Georgia Law Professor Milot calls on global drugs regulators to focus on athlete health, not punishment

Milot profileSports doping is much in the news with the start of the Olympics and Paralympics at Rio de Janeiro, Brazil. Numerous commentators call for stricter regulations; staking out a different position is Georgia Law Professor Lisa Milot, formerly a high-level junior cyclist and now a scholar on law and performance-enhancing drugs. In a Vice Sports article by Patrick Hruby entitled “The Drugs Won: The Case for Ending the Sports War on Doping,” Milot says:

“Athletes are risk-takers. There’s no way to get to the international level of sports without being willing to put your body on the line on a regular basis.”

The article discusses Milot’s position, advanced in her 2014 article “Ignorance, Harm, and the Regulation of Performance-Enhancing Substances,” published in the Harvard Journal of Sports & Entertainment Law. She argues that regulators should concentrate on reducing the harm from substances, rather than banning them altogether. She tells Hruby:

“What we should be doing now is gathering information in order to understand how these substances work on healthy bodies. Focusing on that, rather than punishment.”
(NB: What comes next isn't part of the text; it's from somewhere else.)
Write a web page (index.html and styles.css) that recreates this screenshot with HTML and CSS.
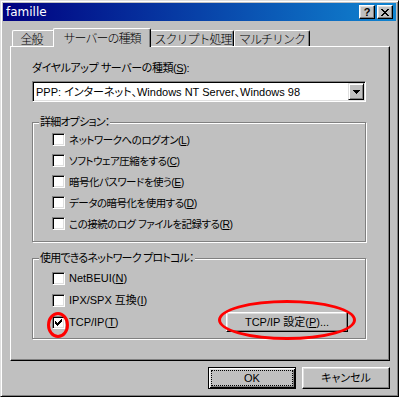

On punishment, current news indicates that even international organizations charged with regulating global sports appear to disagree:

► The Montreal-based World Anti-Doping Agency, “established in 1999 as an international independent agency composed and funded equally by the sport movement and governments of the world,” issued a report calling for a blanket ban on Russian athletes at the Olympic Games, which opened Friday and go through August 21.

► The International Olympics Committee, the 122-year-old organization headquartered in Lausanne, Switzerland, has taken a much more measured approach, banning some but by no means all such athletes.

► The International Paralympic Committee, based in Bonn, Germany, banned Russia’s team en masse from its event, set to begin on September 7, no long after the Olympic Games wrap up.

► Meanwhile, athletes from a host of countries have been cited for positive drug tests, or tarred with suspicion that their achievements have been chemically enhanced.

This tangle makes both Hruby’s article and Milot’s scholarship must-reads.